Film Review – The Handmaiden
My favorite Chan-wook Park film is Stoker partly because it is inspired by Shadow of a Doubt – my best-loved Alfred Hitchcock movie. He takes the two central characters and asks what would happen if they did in fact have similar natures. He’s not remaking or rebooting or re-anythinging; he’s taking inspiration from one film and creating something completely new. In his latest film The Handmaiden, Park takes a novel by English writer Sarah Waters, Fingersmith, and changes its setting from Victorian London to the Japanese occupation of Korea (1910 – 1945.) From what I understand, the beginning of the film sticks close to events of the book, but then goes its own direction in the end. (I haven’t read it, so I can’t say for sure.) And that’s what I like best about Park. He uses sources to create new things and doesn’t just make a pallid imitation of something that was already successful. Making movies based on books is a time-honored tradition, but I almost always think it’s better if the film does something different with the story. Otherwise, why bother? (A note before I get to the review; this film has some very explicit sex scenes, and I will be discussing them. Please be forewarned.)

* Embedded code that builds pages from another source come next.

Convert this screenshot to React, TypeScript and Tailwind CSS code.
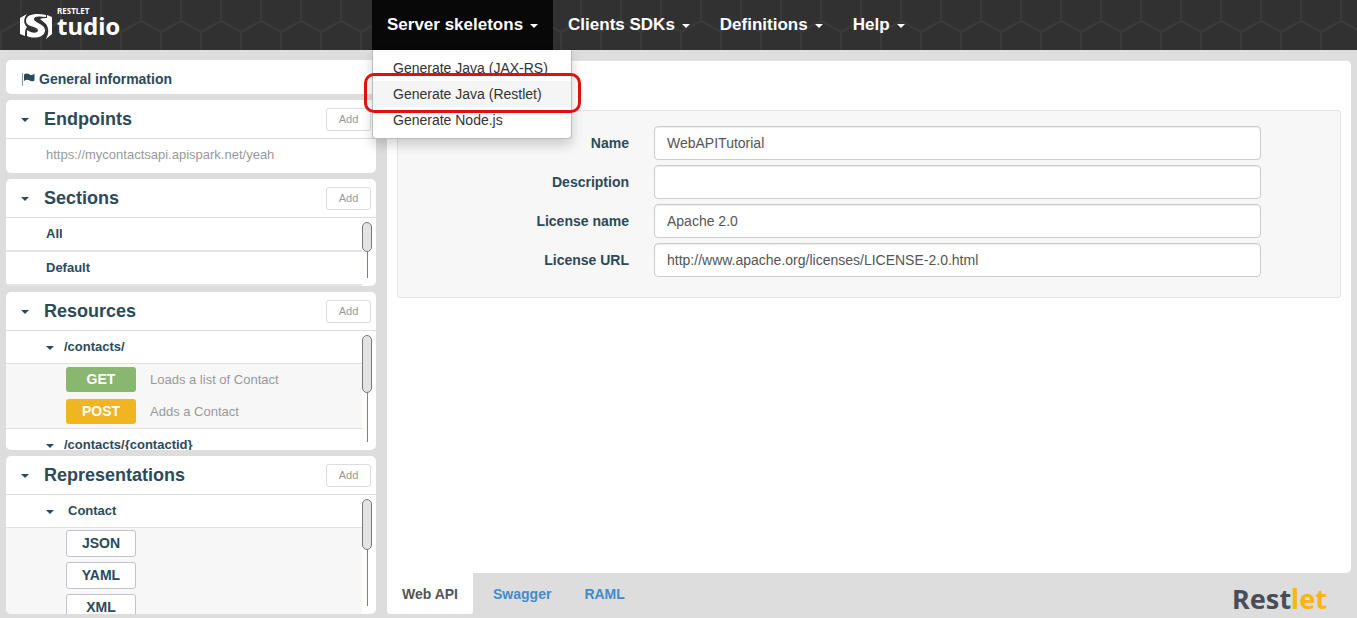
import React, { useState } from "react";
import clsx from "clsx";

function Caret({ className = "" }: { className?: string }) {
  return (
    <svg aria-hidden="true" viewBox="0 0 8 4" className={clsx("h-1 w-2 shrink-0 fill-current", className)}>
      <path d="M0 0h8L4 4z" />
    </svg>
  );
}

function HexPattern() {
  return (
    <svg aria-hidden="true" className="absolute inset-0 h-full w-full">
      <defs>
        <pattern id="hex" width="40" height="64" patternUnits="userSpaceOnUse">
          <path d="M21 -2V21M1 32L21 21L41 32M1 32V52M-19 21L1 32M41 32V52" fill="none" stroke="#3a3a3a" strokeWidth="2" />
        </pattern>
      </defs>
      <rect width="100%" height="100%" fill="url(#hex)" />
    </svg>
  );
}

function StudioLogo() {
  return (
    <a href="#home" className="relative flex h-[50px] w-[372px] shrink-0 items-start pl-5 text-white">
      <svg aria-hidden="true" viewBox="0 0 32 26" className="mt-[13px] h-[26px] w-8 fill-white">
        <path d="M0 5L7 1C4 5 3 9 6 13L7 14C5 16 5 19 5 23L0 21Z" />
        <path d="M26 2C16 0 6 1 6 8C6 14 17 13 18 17C18 21 11 20 7 17V23C13 26 24 25 25 18C26 11 14 10 14 6C14 3 20 3 26 4Z" />
        <path d="M27 2L32 4V21L26 26C29 20 29 16 26 11C24 9 22 8 20 6C22 5 24 5 27 5Z" />
      </svg>
      <span className="flex flex-col pl-[5px] pt-1.5 font-['Noto_Sans',sans-serif] font-bold">
        <span className="text-[8px] leading-[10px]">RESTLET</span>
        <span className="text-2xl leading-[20px]">tudio</span>
      </span>
    </a>
  );
}

const generators = ["Generate Java (JAX-RS)", "Generate Java (Restlet)", "Generate Node.js"];

function Header() {
  const [open, setOpen] = useState(true);
  return (
    <header className="relative z-10 flex h-[50px] bg-[#313131]">
      <HexPattern />
      <StudioLogo />
      <nav className="relative flex text-[17px] font-bold text-white">
        <div className="relative">
          <button
            type="button"
            aria-expanded={open}
            onClick={() => setOpen(!open)}
            className="flex h-[50px] items-center gap-[7px] bg-[#080808] px-[15px]"
          >
            Server skeletons
            <Caret className="mt-0.5" />
          </button>
          {open && (
            <div className="absolute left-0 top-[50px] w-[200px] rounded-b border border-t-0 border-[#bbb] bg-white py-[5px] text-sm font-normal text-[#333] shadow-[0_6px_12px_rgba(0,0,0,0.18)]">
              {generators.map((name, i) => (
                <a key={name} href="#generate" className={clsx("block px-5 leading-[26px]", i === 1 && "bg-[#f5f5f5]")}>
                  {name}
                </a>
              ))}
              <div className="pointer-events-none absolute -left-[9px] top-[23px] h-10 w-[217px] rounded-[10px] border-3 border-[#e01010]" />
            </div>
          )}
        </div>
        {["Clients SDKs", "Definitions", "Help"].map((name) => (
          <button key={name} type="button" className="flex items-center gap-[7px] px-[15px]">
            {name}
            <Caret className="mt-0.5" />
          </button>
        ))}
      </nav>
    </header>
  );
}

function Section({
  title,
  className,
  children,
}: {
  title: string;
  className: string;
  children: React.ReactNode;
}) {
  return (
    <section className={clsx("flex flex-col overflow-hidden rounded-[5px] bg-white", className)}>
      <div className="flex h-[39px] shrink-0 items-center border-b border-[#ddd] pl-[15px] pr-[5px]">
        <Caret className="mt-0.5" />
        <h2 className="flex-1 pl-[15px] text-lg font-bold">{title}</h2>
        <button type="button" className="h-[23px] w-[45px] rounded-[3px] border border-[#ddd] text-[11px] text-[#999]">
          Add
        </button>
      </div>
      {children}
    </section>
  );
}

function ScrollArea({ thumb, children }: { thumb: string; children: React.ReactNode }) {
  return (
    <div className="flex min-h-0 flex-1">
      <div className="min-w-0 flex-1 overflow-hidden">{children}</div>
      <div aria-hidden="true" className="mr-1 flex w-[10px] shrink-0 flex-col items-center pb-2 pt-1">
        <div className={clsx("w-full shrink-0 rounded-[5px] border border-[#777] bg-[#e3e3e3]", thumb)} />
        <div className="w-px flex-1 bg-[#8a8072]" />
      </div>
    </div>
  );
}

function GroupRow({ label, className }: { label: string; className: string }) {
  return (
    <div className="flex h-[33px] items-center border-b border-[#e0e0e0] pl-10 text-[13px] font-bold">
      <Caret className="mt-0.5" />
      <span className={className}>{label}</span>
    </div>
  );
}

function Sidebar() {
  return (
    <aside className="flex w-[370px] shrink-0 flex-col gap-1.5">
      <a href="#general" className="flex h-[34px] items-center gap-1 rounded-[5px] bg-white pl-4 pt-1 text-sm font-bold">
        <svg aria-hidden="true" viewBox="0 0 13 13" className="h-[13px] w-[13px]">
          <path d="M.5 0V13" stroke="#8a9aa2" />
          <path d="M2 1.500C4 -.2 6 .5 7.500 1.500S10.500 2 12.500 .8V7.500C10.500 8.700 9 8.500 7.500 7.500S4 6.500 2 8Z" fill="#2b4a5a" />
        </svg>
        General information
      </a>
      <Section title="Endpoints" className="h-[73px]">
        <p className="pl-10 text-[13px] leading-[32px] text-[#999]">https://mycontactsapi.apispark.net/yeah</p>
      </Section>
      <Section title="Sections" className="h-[107px]">
        <ScrollArea thumb="h-[30px]">
          {["All", "Default"].map((name) => (
            <div key={name} className="h-[34px] border-b-2 border-[#e3e3e3] pl-10 text-[13px] font-bold leading-[32px]">
              {name}
            </div>
          ))}
        </ScrollArea>
      </Section>
      <Section title="Resources" className="h-[158px]">
        <ScrollArea thumb="h-[58px]">
          <GroupRow label="/contacts/" className="pl-[10px]" />
          <div className="flex flex-col gap-[7px] border-b border-[#e0e0e0] bg-[#f7f7f7] pb-1 pl-[60px] pt-[3px] text-[13px] text-[#999]">
            <div className="flex items-center gap-[14px]">
              <button type="button" className="h-[25px] w-[70px] rounded-[3px] bg-[#8ab76f] pb-0.5 text-sm font-bold text-white">
                GET
              </button>
              Loads a list of Contact
            </div>
            <div className="flex items-center gap-[14px]">
              <button type="button" className="h-[25px] w-[70px] rounded-[3px] bg-[#f2b522] pb-0.5 text-sm font-bold text-white">
                POST
              </button>
              Adds a Contact
            </div>
          </div>
          <GroupRow label="/contacts/{contactid}" className="pl-[10px]" />
        </ScrollArea>
      </Section>
      <Section title="Representations" className="h-[158px]">
        <ScrollArea thumb="h-[51px]">
          <GroupRow label="Contact" className="pl-[14px]" />
          <div className="flex flex-col gap-[5px] bg-[#f7f7f7] pl-[60px] pt-0.5">
            {["JSON", "YAML", "XML"].map((name) => (
              <button key={name} type="button" className="h-[27px] w-[70px] rounded-[3px] border border-[#bfc3d6] bg-white pb-0.5 text-sm font-bold">
                {name}
              </button>
            ))}
          </div>
        </ScrollArea>
      </Section>
    </aside>
  );
}

const fields = [
  { id: "name", label: "Name", value: "WebAPITutorial" },
  { id: "description", label: "Description", value: "" },
  { id: "license-name", label: "License name", value: "Apache 2.0" },
  { id: "license-url", label: "License URL", value: "http://www.apache.org/licenses/LICENSE-2.0.html" },
];

function Main() {
  return (
    <main className="flex min-w-0 flex-1 flex-col">
      <div className="flex-1 rounded-[5px] rounded-bl-none border-t border-[#e6e6e6] bg-white px-[10px] pt-[49px]">
        <form className="flex flex-col gap-[5px] rounded-[3px] border border-[#e3e3e3] bg-[#f7f7f7] pb-5 pr-[79px] pt-[15px]">
          {fields.map((f) => (
            <div key={f.id} className="grid grid-cols-[231fr_607fr] items-center gap-[25px] text-sm">
              <label htmlFor={f.id} className="text-right font-bold">
                {f.label}
              </label>
              <input
                id={f.id}
                defaultValue={f.value}
                className="h-[34px] w-full rounded border border-[#ccc] bg-white px-3 text-[#555] shadow-[inset_0_1px_1px_rgba(0,0,0,0.075)]"
              />
            </div>
          ))}
        </form>
      </div>
      <footer className="flex h-[41px] items-center text-sm font-bold text-[#428bca]">
        <a href="#web-api" className="flex h-full items-center rounded-b-[3px] bg-white px-[15px] text-[#555]">
          Web API
        </a>
        <a href="#swagger" className="px-5">
          Swagger
        </a>
        <a href="#raml" className="px-[13px]">
          RAML
        </a>
        <a href="#restlet" className="ml-auto pr-6 pt-2.5 font-['Noto_Sans',sans-serif] text-[27px] leading-[26px] text-[#4a4d57]">
          Rest<span className="text-[#fdb414]">let</span>
        </a>
      </footer>
    </main>
  );
}

export default function App() {
  return (
    <div className="flex min-h-screen flex-col bg-[#ddd] font-['Liberation_Sans',Arial,sans-serif] text-[#2b4a5a]">
      <Header />
      <div className="flex flex-1 gap-[11px] px-1.5 pb-1 pt-[10px]">
        <Sidebar />
        <Main />
      </div>
    </div>
  );
}
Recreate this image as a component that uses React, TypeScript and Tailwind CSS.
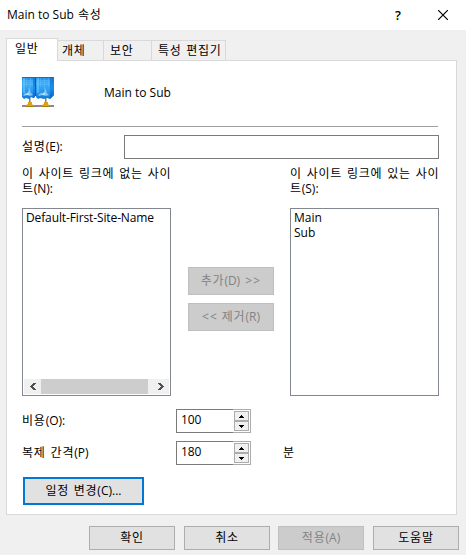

Korean servant girl Sook-hee (Kim Tae-ri) is starting a new job as handmaiden to Japanese heiress Lady Hideko (Min-hee Kim). Lady Hideko lives with her uncle Kouzuki (Jin-woong Jo), a Korean collaborator who reveres all things English and Japanese, and spends her hours preparing to perform readings of her uncle’s rare book collection. It will be Sook-hee’s job to attend to her needs. Or so Sook-hee leads her to believe. She is actually a pickpocket placed in the home by a fellow Korean criminal, who has convinced everyone that he is the Japanese Count Fujiwara (Jung-woo Ha). His plan is to seduce Hideko, get her to elope with him, turn her inheritance into cash, and then dump her off in an insane asylum. Sook-hee’s real job is to smooth things along for the faux Fujiwara, but it gets complicated when she and her mark develop a relationship much deeper than expected. Add multiple layers of secrets and deceptions, and you have a twisty tale of love and revenge.
This is a gorgeous film. With its saturated colors and attention paid to the smallest of visual details, this would be a treat to watch even if the story weren’t that great. But it is an interesting puzzle that constantly reveals itself to be going somewhere other than where you think it will. I do wish the disclosure concerning Sook-hee’s true purpose had been delayed just a little longer, but it’s a minor quibble. This is beautiful piece of gothic horror that worked for me in a way that Guillermo del Toro’s Crimson Peak didn’t. And it is very much a horror film. The women here are at the complete mercy of vampires who drain them of their lives and autonomy. Okay, not vampires, just human men. What the women are forced to do for them and coerced to do to each other is horrifying, and it is only in an honest relationship with each other that they have even a chance to create something better. There is also some nasty gore and a very menacing octopus. Oh yeah, did I mention it’s weird? Cause it is. It’s also kind of funny. And there’s quite a lot of sex.
Okay, let’s talk about the sex. There is some extremely explicit simulated lesbian sex in this movie. It’s very artfully done, although I found Park’s obsession with symmetry to be a little off-putting. Also his emphasis on tongues and the occasional camera shot looking out from where someone’s lady parts would be killed the mood for me. So while I can see how some would find it sexy, I did not. And of course, being me, I spent a lot of time thinking about the politics of the whole thing. The relationship between the two women definitely represents an avenue of empowerment and fulfillment for them; but while not leeringly filmed, the male gaze is omnipresent. I assume that lesbians will do what they (and all underrepresented groups) have always had to do and cherry-pick the good stuff out of a problematic whole. The length and content of the sex scenes also contributed to the feeling that I was watching softcore porn and not just an erotic thriller. I also wondered about how this film would play differently in countries (like ours) where Asian women are fetishized. (I don’t think Park should have taken that into consideration when making a Korean film, it’s just a question I have.) And how is its feminist message received in South Korea? And what is the underlying subtext of having Korean actors playing Japanese characters? I’d say most of my enjoyment of this film came intellectually rather than viscerally, and while that’s a legitimate response to art, I wish it had played slightly less thinky for me. (Checking out other reviews, I don’t think that’s been a problem for most other people.) But it’s a film very much worth seeing if you are comfortable with explicit sexual content and the idea that women are not disposable.